Australian Foreign Minister Marise Payne said Australia and Japan are committed to working closely with allies and partners to ensure North Korea is pressured to end its nuclear and missile programs. Payne and Defense Minister Christopher Pyne were meeting in Sydney with Japanese Foreign Minister Taro Kono and Defense Minister Takeshi Iwaya.
“We need to see real steps to complete, verifiable irreversible denuclearization” of the Korean Peninsula, Payne told reporters.
Payne and Kono had discussed sanctions enforcement with the United State at last month’s U.N. General Assembly in New York.
Iwaya said the “international community must remain united” to achieve the dismantling of North Korea’s weapons of mass destruction.
Meanwhile, Australia and Japan warned China and the United States to settle their differences over trade and political issues using existing rules.
“No country wishes for a new cold war,” Kono said.
Meanwhile, the Russian Ministry of Foreign Affairs said on Wednesday that Russia, China and North Korea had agreed on the need for five-way talks including the United States and South Korea to end tensions on the Korean peninsula.
Deputy foreign ministers from Russia, North Korea and China had met in Moscow on Tuesday and expressed support for talks in such a format to normalize relations, the ministry said in a statement.
President Donald Trump has stepped up pressure on China by raising tariffs on billions of dollars of Chinese goods. Beijing has retaliated by imposing penalties on billions of dollars of U.S. products.
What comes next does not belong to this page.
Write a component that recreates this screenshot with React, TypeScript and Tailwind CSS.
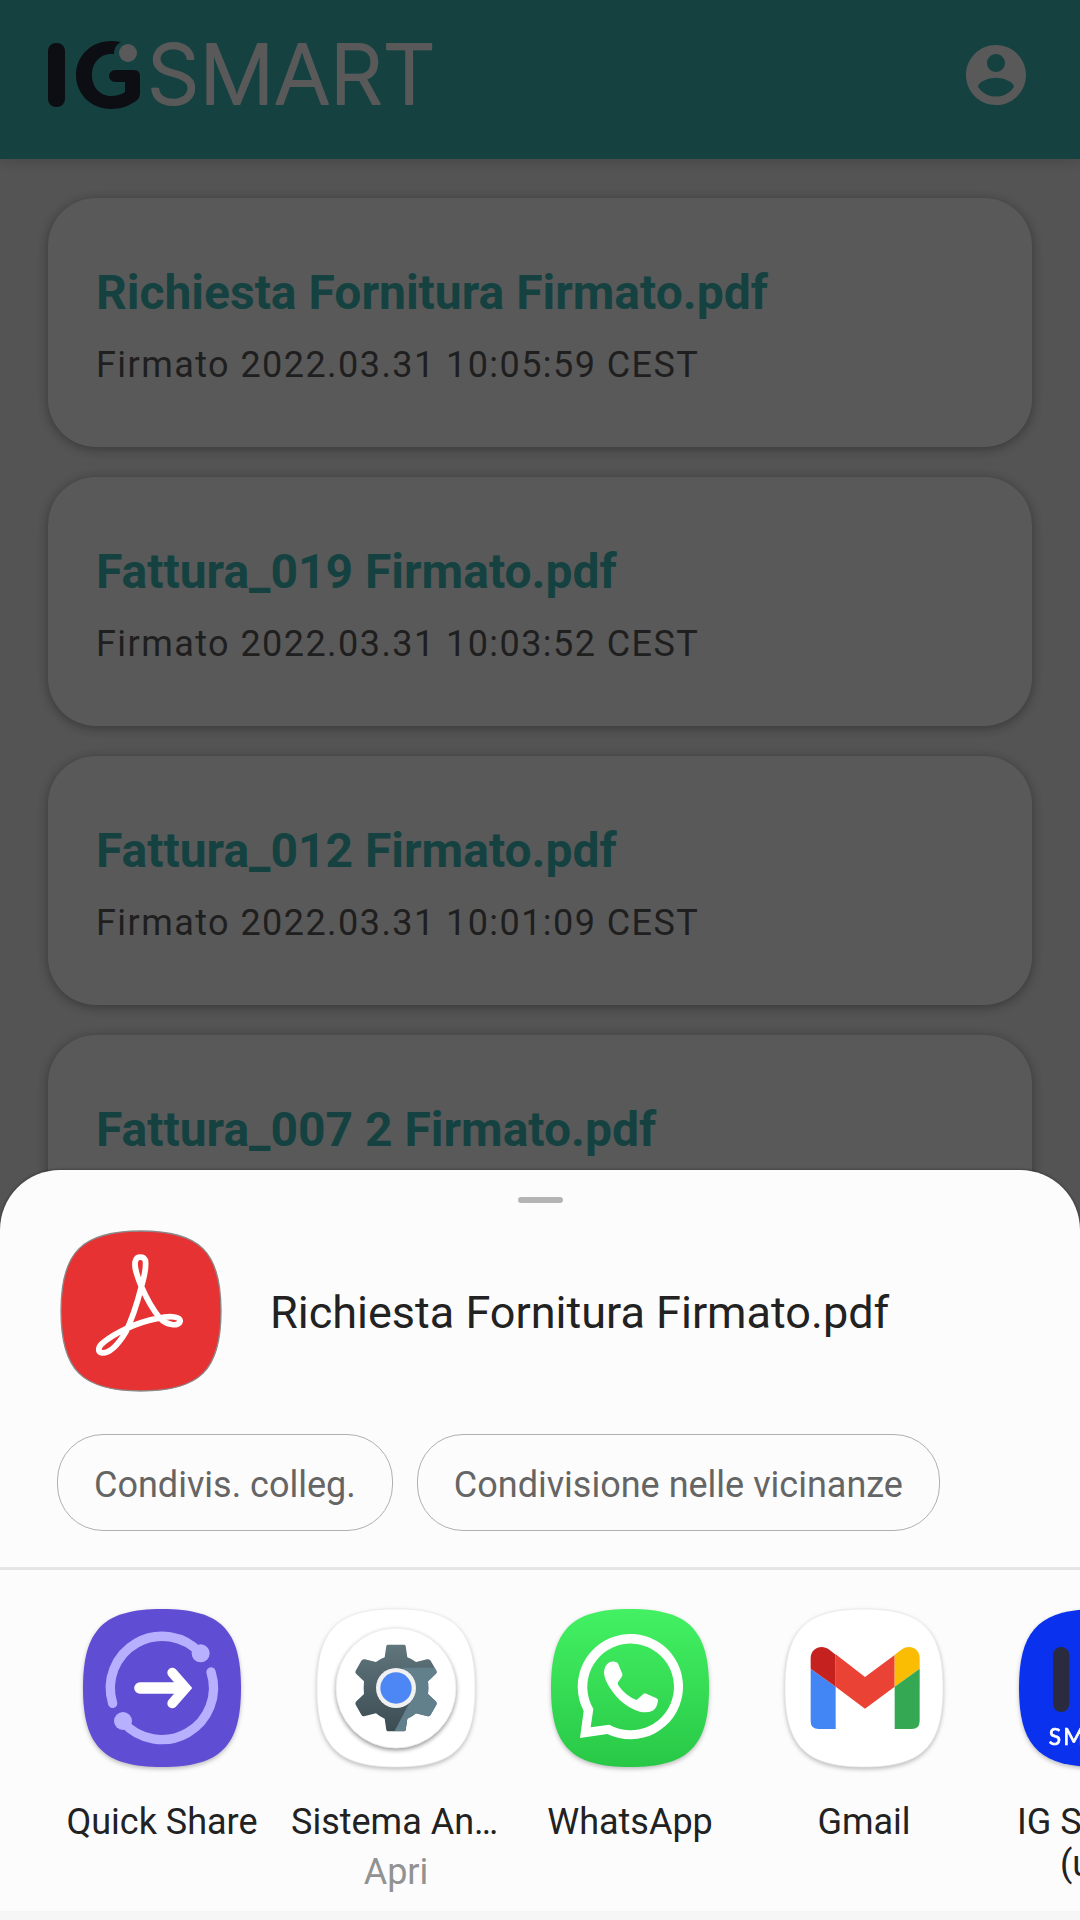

US Secretary of State Mike Pompeo met with Kim on Monday in Pyongyang to discuss a future summit and told reporters the North had made “significant progress” toward denuclearization.
He said international inspectors would be allowed into the country to inspect a nuclear test site that Pyongyang has said it dismantled.
“I think we’ve made incredible progress,” Trump said Tuesday, hailing the absence of missile or nuclear tests this year and the recent return of remains of US service members killed during the Korean War.
“No nuclear tests, no rockets, and we have a very good relationship with Chairman Kim, which is very important,” Trump said.